Friday, December 18, 2009

25 Years - The Chalk Line

One of the questions I'm most often asked is 'where do your ideas come from?'

Honest answer - I don't know. I can sometimes give the idea of the 'seed' of a story - the tiny initial idea that sparks off the thought process that then creates a story. But often that isn't really a lot to do with the actual story. Just a tiny idea that makes me think 'I wonder if. . .'

So the idea that I had when I first thought of The Chalk Line, although I didn't know it right then, was actually the start of the way that I was going to write a book for the rest of my writing career and the process I worked on then has barely changed from that date 25+ years ago.

Looking back with hindsight, I can also see that probably one of the reasons this story worked is because the conflict in it is so strongly internal. Internal conflict made worse by a external situation that was the 'springboard' to the story - the Chalk Line itself. And yes, there is a real chalk line in the book. It was that chalk line that came to me in the semi-delirious state when I had the flu. I was thinking of a way of 'trapping' my hero and heroine - Leo and Rowena - together and the image came of a small house - a bungalow - that could be divided almost exactly in half by a line running down the middle of the house with a bedroom and a bathroom on either side.
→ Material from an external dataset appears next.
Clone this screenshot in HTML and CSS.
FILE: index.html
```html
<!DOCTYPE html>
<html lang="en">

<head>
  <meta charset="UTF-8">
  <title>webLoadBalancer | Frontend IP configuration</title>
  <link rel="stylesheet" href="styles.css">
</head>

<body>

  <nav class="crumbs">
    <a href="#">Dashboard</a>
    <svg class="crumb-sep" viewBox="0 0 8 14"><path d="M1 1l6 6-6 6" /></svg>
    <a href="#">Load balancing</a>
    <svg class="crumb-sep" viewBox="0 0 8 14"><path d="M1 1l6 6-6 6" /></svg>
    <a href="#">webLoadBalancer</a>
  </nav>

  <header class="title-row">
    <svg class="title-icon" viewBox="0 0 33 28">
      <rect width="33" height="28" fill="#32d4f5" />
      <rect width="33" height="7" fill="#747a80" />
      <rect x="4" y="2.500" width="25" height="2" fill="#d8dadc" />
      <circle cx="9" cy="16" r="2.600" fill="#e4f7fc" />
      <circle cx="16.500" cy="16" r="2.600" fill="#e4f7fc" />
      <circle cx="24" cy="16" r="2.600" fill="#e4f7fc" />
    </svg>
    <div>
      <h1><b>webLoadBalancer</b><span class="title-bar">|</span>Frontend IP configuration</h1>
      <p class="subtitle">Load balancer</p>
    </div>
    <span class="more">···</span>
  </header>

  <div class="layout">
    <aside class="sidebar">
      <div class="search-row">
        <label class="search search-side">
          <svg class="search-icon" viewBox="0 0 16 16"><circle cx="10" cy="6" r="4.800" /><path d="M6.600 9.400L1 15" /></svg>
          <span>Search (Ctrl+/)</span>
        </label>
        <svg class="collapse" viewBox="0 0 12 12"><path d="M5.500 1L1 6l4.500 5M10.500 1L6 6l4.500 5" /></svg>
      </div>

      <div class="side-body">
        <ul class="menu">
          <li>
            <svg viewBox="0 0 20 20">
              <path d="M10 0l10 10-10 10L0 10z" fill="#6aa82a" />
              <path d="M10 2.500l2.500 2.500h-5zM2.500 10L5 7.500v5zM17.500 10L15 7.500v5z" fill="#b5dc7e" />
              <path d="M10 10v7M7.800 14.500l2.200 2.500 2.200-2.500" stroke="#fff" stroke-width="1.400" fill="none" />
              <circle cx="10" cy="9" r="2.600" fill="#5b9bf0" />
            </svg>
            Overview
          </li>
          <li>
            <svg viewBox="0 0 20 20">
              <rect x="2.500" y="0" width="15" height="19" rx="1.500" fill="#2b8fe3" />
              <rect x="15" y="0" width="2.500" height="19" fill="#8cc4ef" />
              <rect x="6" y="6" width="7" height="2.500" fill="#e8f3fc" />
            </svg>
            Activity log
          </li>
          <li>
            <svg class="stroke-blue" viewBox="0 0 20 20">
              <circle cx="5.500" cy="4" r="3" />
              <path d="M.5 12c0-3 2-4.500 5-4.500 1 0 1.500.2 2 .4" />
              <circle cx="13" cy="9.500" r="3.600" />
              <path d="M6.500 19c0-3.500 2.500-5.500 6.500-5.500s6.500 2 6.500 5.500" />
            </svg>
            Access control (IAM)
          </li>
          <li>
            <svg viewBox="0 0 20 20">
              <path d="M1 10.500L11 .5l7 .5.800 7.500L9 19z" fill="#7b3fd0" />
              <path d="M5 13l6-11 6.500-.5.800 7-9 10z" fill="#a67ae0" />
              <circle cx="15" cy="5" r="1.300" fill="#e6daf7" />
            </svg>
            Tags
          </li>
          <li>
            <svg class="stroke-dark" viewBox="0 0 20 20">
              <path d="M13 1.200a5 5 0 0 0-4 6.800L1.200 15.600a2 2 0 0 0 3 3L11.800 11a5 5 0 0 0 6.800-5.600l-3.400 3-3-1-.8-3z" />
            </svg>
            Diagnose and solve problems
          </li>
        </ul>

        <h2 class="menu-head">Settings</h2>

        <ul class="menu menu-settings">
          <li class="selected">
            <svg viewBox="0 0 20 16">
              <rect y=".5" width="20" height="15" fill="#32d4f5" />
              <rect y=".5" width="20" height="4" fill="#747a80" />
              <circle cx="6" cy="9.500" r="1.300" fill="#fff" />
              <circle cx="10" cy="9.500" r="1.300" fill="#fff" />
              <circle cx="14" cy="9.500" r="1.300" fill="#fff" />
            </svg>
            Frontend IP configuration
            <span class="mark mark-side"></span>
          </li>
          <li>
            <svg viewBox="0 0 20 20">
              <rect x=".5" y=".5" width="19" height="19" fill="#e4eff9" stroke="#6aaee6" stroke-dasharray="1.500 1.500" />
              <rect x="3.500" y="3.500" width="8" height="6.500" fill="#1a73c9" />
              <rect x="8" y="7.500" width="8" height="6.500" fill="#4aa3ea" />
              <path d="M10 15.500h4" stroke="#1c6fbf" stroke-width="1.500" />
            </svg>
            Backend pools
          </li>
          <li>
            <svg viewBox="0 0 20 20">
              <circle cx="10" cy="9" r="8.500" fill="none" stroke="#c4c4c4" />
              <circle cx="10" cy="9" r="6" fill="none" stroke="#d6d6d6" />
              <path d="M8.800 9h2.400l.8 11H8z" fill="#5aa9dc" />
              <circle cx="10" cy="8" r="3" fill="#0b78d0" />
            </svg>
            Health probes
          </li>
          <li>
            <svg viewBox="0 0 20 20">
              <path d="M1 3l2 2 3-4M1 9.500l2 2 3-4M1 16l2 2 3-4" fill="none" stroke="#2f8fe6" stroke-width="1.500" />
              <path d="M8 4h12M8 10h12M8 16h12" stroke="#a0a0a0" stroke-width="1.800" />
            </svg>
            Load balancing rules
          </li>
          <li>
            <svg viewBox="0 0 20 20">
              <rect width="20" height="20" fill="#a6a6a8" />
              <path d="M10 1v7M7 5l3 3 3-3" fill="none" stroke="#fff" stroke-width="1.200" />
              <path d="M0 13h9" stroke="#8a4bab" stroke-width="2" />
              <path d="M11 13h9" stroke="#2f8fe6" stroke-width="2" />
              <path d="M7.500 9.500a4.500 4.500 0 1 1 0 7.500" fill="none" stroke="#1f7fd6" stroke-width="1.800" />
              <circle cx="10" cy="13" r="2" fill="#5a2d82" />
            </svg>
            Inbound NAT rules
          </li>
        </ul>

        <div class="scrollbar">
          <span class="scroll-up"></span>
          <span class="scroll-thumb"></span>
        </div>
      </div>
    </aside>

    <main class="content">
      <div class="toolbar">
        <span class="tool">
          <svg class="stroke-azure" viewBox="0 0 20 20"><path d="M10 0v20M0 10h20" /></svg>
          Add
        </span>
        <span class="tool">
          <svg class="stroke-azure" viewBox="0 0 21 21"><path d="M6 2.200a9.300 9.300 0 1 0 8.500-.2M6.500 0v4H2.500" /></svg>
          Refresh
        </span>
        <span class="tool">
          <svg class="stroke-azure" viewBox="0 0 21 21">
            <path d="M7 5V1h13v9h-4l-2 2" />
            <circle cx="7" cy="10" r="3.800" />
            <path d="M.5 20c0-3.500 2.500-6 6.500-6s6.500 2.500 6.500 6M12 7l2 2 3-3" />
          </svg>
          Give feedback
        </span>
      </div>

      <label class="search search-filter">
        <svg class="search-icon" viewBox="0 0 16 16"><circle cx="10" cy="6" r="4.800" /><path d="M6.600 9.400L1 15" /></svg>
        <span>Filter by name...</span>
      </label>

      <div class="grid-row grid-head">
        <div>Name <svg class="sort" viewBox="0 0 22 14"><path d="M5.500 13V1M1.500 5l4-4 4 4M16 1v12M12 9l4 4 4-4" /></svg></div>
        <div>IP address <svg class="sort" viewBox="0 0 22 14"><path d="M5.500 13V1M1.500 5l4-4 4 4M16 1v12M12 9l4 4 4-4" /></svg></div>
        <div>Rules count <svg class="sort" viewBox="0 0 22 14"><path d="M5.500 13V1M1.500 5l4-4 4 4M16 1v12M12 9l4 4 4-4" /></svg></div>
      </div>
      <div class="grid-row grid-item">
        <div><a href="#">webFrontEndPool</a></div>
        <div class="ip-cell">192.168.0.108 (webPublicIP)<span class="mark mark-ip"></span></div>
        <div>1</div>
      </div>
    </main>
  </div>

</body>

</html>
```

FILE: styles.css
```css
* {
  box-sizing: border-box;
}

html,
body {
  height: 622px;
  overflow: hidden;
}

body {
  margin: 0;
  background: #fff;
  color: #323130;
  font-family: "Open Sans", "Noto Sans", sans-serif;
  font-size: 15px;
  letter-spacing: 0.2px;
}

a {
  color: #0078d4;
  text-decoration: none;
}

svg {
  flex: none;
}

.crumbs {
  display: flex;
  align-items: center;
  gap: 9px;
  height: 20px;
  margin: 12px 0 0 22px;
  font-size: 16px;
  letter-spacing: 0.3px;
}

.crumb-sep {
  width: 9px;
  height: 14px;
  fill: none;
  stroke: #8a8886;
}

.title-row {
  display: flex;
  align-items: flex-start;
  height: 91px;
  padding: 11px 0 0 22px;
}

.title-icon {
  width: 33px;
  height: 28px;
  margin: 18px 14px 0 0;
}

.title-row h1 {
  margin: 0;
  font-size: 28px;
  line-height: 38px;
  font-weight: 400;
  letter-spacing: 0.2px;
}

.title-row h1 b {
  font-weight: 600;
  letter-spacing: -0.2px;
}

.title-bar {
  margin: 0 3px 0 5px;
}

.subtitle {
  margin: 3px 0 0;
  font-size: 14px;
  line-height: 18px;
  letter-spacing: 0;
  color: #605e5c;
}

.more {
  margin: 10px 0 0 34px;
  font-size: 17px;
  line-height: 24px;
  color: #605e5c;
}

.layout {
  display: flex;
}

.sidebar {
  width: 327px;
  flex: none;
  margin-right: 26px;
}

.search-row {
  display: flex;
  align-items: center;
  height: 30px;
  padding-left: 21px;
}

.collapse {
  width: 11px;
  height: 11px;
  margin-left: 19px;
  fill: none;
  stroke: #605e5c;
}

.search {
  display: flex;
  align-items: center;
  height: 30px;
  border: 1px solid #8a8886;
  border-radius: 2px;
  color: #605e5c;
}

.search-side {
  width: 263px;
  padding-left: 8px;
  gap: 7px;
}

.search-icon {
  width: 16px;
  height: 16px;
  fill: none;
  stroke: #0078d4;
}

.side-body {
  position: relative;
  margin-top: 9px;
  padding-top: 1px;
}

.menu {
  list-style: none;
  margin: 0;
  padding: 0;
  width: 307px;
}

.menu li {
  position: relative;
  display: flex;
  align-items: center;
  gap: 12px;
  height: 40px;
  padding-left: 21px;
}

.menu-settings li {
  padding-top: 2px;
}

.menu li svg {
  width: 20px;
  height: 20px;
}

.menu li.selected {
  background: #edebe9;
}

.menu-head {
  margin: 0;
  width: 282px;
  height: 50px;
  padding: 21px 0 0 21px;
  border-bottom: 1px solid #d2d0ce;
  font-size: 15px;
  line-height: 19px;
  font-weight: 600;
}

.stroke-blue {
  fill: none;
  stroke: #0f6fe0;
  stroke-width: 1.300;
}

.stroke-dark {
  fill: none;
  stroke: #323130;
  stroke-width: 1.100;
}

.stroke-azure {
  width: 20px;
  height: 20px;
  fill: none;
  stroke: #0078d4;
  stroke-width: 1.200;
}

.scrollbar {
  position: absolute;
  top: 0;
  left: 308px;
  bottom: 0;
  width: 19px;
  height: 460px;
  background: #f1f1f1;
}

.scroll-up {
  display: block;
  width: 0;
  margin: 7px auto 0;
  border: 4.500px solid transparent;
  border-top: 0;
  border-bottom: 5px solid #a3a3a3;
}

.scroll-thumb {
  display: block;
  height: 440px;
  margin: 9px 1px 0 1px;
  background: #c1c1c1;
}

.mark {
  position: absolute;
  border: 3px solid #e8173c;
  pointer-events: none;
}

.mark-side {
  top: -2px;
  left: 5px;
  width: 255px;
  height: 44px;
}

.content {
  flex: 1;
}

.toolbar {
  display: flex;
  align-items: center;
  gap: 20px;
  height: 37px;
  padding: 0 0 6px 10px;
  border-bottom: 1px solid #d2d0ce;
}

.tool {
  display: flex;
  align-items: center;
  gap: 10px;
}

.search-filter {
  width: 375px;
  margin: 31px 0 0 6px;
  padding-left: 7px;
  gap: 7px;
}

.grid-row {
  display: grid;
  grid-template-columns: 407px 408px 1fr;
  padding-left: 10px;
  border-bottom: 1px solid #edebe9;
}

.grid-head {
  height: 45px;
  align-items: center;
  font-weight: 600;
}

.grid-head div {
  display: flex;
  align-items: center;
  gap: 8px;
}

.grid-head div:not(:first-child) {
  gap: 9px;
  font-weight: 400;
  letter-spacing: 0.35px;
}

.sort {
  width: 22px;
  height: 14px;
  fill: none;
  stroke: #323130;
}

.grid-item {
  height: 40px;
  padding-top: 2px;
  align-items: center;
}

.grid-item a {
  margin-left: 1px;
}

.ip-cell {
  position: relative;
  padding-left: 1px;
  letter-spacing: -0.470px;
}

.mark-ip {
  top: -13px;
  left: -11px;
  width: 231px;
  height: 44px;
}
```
And that was where the chalk line came in.

But it was the internal conflicts that really kept Leo and Rowena apart. The chalk line drawn down the middle of the house couldn't really separate them in any real way. And so once I'd thought of that image, I then had to think of the reasons WHY (and I can hear you all thinking, it's Kate and her question WHY again) they - or, rather, one of them - Rowena - wanted to keep them separate at all. And thinking of those reasons was what helped me create the internal conflict that made the book work.
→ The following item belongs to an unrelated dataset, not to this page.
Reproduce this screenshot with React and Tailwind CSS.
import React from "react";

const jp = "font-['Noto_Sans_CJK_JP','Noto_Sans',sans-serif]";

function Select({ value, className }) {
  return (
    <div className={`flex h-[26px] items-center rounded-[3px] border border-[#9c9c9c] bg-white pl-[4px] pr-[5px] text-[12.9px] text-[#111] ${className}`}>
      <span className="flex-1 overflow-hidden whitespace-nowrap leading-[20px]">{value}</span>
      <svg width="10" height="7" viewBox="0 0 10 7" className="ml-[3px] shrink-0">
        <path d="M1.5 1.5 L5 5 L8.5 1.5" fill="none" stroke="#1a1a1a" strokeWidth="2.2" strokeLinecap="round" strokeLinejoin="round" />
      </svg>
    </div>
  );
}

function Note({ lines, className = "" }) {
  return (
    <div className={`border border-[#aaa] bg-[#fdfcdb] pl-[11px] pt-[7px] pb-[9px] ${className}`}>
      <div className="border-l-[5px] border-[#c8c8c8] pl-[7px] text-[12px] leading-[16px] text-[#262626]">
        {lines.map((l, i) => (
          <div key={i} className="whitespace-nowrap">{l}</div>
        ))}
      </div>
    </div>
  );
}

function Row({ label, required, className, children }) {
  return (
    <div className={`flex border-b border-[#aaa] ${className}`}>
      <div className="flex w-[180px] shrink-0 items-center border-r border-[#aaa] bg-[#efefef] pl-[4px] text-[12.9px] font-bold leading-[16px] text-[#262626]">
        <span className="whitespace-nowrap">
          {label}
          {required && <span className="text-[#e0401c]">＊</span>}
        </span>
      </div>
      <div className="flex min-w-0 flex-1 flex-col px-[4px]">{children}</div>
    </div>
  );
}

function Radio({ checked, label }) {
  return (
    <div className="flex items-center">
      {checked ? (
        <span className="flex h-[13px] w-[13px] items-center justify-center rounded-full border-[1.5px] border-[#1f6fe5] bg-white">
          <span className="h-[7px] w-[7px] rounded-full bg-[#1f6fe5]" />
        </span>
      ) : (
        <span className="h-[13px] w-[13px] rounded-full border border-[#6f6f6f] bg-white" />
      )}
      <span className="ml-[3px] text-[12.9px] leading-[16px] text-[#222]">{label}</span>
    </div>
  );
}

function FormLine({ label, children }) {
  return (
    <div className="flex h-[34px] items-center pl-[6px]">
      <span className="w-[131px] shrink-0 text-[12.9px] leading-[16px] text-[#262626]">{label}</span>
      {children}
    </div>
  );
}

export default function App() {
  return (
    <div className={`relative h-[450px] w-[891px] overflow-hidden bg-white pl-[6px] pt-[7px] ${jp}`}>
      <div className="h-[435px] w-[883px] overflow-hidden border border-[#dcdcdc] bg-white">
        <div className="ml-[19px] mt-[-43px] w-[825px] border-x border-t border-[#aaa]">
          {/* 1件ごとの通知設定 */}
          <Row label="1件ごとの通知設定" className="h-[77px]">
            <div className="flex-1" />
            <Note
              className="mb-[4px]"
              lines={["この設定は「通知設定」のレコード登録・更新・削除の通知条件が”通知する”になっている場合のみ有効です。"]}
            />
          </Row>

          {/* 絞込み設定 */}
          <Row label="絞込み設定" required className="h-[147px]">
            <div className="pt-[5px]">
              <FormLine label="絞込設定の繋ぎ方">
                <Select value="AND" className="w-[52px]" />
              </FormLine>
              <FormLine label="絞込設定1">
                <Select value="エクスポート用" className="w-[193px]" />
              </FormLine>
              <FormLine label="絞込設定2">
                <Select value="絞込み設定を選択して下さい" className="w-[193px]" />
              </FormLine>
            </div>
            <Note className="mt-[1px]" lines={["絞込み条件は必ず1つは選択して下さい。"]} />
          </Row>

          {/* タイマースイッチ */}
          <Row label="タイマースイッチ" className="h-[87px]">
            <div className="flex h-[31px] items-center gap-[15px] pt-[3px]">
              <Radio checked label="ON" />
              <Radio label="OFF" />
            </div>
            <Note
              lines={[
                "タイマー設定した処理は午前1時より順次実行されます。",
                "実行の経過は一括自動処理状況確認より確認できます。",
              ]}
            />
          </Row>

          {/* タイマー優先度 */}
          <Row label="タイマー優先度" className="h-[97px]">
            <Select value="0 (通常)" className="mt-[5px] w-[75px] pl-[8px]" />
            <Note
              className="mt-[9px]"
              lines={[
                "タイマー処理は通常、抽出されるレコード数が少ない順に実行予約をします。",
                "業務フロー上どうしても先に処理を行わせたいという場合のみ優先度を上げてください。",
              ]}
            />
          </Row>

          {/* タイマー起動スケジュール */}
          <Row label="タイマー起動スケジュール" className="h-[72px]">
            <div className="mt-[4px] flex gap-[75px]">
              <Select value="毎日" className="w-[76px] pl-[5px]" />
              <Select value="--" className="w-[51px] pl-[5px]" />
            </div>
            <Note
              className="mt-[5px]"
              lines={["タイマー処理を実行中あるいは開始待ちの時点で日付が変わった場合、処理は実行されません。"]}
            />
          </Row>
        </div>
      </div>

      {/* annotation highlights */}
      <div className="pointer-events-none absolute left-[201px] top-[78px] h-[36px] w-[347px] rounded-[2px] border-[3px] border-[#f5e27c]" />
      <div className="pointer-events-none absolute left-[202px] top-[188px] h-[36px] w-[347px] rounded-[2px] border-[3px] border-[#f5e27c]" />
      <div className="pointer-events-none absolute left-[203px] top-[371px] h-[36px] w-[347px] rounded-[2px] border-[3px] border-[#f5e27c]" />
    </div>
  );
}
It had to be a reunion story. Rowena and Leo had to be meeting up again after years apart. That again would add more tension, more conflict to their time in an enclosed space. And they had to face up the conflicts that had come between them then. Face up to them and resolve them. That was where the conflict lay and the enforced closeness of being in the same house - oh and the fact that Rowena was about to marry another man! - was what made the situation worse. And it was only by asking myself why would they be brought together at this important stage in Rowena's life? Whywould the two of them end up in the house together like this? Why had they parted in the first place? Why would they get closer? that I ended up with a story in which that chalk line was just a symbol of the internal conflicts that had come between them

And in case you're wondering - yes I did have to do some revisions on this first book. But I'll tell you about them the next time I surface from Christmas wrapping . ..


At seventeen years old and totally inexperienced, Rowena had no idea how to cope with a sophisticate like Leo Vincent. She had naively told him of her love, had given him her heart, her body, and he had taken both, used them callously for his pleasure, and then abandoned her without, apparently, a second thought. Six years later, matured by life and engaged to another man, she should have been able to face him on more equal terms. But could she in fact? And did she even genuinely want to?